§ **INSTRUCTION**
Copy out every line that contains the word "index".

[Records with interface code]
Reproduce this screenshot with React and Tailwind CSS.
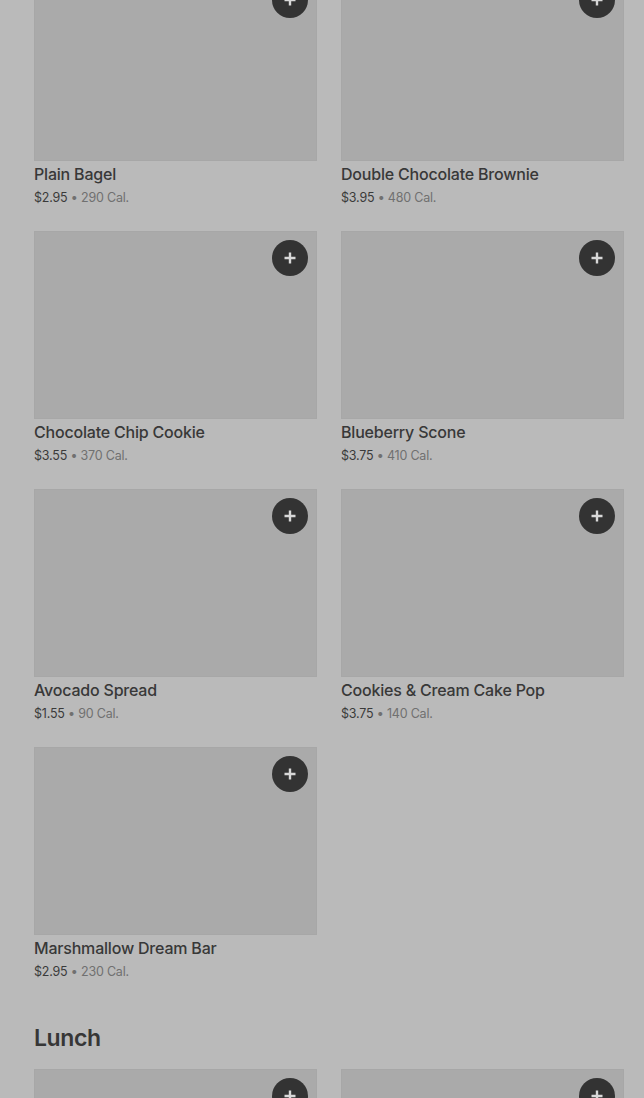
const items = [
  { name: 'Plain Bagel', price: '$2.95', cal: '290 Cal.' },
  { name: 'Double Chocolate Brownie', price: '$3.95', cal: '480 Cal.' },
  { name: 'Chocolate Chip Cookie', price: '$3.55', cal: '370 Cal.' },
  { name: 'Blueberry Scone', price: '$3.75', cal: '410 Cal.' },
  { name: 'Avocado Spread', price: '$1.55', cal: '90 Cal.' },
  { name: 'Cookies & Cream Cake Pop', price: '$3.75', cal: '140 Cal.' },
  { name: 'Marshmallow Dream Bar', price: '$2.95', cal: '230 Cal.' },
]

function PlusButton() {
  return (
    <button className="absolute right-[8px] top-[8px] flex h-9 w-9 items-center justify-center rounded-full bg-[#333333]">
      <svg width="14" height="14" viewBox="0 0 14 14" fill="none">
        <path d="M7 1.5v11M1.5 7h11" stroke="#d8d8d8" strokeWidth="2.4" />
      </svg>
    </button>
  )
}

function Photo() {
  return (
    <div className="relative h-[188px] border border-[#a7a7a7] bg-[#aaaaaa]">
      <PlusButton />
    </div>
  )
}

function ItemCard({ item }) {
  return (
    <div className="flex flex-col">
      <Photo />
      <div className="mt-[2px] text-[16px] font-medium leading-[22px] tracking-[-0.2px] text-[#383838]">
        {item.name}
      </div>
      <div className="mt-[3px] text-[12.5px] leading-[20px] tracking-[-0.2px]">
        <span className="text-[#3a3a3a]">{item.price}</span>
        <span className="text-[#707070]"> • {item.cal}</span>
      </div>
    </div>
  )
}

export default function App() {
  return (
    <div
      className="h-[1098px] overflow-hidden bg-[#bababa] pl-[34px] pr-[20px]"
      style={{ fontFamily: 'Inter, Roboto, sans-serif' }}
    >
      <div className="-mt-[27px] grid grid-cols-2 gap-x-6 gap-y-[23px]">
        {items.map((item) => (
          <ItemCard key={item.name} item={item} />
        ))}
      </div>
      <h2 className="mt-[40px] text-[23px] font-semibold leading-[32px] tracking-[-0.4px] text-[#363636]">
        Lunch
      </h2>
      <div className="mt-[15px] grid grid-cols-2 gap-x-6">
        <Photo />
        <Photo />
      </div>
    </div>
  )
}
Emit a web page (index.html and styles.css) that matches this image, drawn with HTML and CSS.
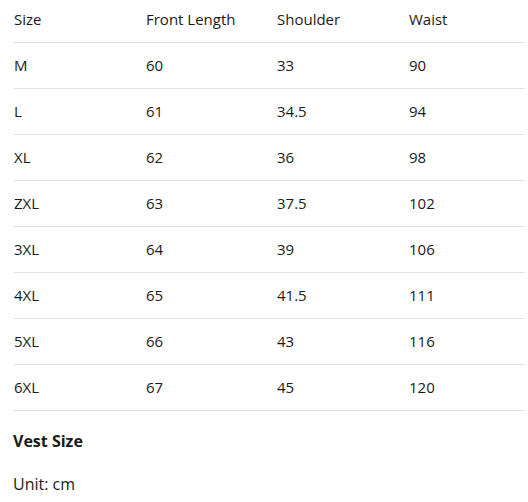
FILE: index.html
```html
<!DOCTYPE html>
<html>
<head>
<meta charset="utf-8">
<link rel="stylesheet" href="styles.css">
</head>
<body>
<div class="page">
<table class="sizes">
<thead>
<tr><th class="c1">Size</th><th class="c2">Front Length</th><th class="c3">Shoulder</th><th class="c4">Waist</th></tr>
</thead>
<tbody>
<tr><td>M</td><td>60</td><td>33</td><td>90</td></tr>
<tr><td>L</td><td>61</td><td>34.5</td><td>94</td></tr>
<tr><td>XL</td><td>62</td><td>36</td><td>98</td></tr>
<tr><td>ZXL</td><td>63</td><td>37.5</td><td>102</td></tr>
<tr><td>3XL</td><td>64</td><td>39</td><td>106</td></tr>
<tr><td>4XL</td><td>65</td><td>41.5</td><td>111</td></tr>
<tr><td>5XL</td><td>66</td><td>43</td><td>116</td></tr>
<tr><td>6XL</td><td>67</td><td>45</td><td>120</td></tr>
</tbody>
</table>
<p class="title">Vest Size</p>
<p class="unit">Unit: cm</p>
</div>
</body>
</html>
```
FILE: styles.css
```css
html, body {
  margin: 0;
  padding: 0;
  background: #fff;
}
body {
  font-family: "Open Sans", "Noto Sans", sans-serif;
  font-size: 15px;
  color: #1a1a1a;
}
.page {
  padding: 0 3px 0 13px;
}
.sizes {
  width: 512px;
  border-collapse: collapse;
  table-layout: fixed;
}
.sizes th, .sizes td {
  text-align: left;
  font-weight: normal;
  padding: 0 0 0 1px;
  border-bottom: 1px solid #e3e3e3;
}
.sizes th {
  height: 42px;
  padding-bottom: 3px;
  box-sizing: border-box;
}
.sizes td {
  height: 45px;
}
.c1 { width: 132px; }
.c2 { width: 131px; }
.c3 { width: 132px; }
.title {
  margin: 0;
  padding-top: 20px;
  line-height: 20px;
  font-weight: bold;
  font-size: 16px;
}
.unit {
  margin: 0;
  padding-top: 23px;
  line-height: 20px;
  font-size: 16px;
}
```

==

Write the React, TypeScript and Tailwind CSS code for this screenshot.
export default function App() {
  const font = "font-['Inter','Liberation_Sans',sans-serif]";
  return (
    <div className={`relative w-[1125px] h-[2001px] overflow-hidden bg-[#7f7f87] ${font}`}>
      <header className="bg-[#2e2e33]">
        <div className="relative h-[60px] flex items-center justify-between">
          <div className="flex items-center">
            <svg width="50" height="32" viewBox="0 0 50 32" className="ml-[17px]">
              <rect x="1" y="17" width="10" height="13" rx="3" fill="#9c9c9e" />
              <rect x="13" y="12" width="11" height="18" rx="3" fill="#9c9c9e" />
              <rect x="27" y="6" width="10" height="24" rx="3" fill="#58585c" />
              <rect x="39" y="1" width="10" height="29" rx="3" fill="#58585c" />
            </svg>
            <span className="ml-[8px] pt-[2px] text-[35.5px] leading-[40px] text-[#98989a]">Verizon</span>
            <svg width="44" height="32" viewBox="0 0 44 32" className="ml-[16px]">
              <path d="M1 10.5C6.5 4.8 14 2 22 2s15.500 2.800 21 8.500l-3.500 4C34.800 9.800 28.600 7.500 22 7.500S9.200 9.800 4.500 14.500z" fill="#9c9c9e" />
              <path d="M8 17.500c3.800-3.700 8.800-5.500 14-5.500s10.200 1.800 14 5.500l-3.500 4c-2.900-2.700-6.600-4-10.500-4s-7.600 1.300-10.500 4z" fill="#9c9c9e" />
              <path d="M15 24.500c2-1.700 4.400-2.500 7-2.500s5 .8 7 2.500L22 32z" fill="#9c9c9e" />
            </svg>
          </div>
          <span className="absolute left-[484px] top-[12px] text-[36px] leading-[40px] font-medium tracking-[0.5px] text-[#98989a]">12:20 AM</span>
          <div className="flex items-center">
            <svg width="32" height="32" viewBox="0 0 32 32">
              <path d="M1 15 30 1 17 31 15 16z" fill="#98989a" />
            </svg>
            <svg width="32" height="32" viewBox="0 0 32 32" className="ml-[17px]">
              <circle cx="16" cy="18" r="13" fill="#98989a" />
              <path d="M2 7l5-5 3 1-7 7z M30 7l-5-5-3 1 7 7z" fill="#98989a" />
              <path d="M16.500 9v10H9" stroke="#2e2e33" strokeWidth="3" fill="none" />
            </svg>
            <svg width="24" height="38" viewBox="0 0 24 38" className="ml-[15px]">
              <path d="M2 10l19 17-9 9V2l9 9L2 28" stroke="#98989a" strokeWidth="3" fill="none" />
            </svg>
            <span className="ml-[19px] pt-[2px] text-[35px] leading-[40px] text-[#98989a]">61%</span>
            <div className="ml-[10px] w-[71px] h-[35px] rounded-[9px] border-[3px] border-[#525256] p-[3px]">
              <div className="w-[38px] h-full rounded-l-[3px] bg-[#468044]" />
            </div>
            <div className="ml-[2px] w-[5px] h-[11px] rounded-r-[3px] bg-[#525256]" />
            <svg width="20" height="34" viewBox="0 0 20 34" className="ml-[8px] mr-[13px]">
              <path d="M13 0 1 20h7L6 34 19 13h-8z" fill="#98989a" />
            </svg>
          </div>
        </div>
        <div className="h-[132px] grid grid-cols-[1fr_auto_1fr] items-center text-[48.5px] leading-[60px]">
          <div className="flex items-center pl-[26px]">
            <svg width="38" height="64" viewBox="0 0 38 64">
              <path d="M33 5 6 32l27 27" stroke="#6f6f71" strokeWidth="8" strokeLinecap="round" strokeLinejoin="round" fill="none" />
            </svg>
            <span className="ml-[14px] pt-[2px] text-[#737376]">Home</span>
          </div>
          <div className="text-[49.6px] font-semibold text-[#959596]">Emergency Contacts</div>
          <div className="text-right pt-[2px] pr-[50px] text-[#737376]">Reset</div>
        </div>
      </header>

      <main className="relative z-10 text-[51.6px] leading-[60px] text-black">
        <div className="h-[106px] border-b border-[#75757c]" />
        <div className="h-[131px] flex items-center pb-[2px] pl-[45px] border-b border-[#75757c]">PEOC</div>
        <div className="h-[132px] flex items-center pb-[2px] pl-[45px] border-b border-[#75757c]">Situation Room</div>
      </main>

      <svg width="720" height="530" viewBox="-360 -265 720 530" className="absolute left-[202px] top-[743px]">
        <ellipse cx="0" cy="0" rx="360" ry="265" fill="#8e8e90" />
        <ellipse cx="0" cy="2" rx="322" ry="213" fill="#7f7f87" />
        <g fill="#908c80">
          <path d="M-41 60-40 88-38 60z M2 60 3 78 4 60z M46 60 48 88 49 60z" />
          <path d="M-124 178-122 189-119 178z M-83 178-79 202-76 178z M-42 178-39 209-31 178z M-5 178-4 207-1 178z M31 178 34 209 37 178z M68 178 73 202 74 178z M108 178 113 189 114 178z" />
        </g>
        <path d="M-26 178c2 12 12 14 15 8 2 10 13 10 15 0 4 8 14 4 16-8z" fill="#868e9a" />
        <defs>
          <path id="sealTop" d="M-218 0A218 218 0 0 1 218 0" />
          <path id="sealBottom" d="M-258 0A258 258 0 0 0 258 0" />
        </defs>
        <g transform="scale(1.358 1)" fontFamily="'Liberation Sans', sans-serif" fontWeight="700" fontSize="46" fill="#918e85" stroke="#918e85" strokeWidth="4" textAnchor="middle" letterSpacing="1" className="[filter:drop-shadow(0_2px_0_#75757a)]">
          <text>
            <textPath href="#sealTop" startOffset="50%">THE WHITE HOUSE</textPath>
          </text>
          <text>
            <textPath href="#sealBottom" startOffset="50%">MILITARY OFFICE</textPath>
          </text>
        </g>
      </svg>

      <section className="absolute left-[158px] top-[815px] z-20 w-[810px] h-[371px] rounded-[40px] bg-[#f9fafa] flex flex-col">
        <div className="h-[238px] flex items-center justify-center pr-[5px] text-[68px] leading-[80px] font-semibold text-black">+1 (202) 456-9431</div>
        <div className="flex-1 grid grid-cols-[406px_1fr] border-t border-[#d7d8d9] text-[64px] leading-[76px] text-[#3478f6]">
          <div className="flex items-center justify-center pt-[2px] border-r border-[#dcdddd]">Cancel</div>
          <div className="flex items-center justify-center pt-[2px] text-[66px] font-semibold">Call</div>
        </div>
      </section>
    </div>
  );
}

§ **COMPLETED EXERCISE**
Emit a web page (index.html and styles.css) that matches this image, drawn with HTML and CSS.
FILE: index.html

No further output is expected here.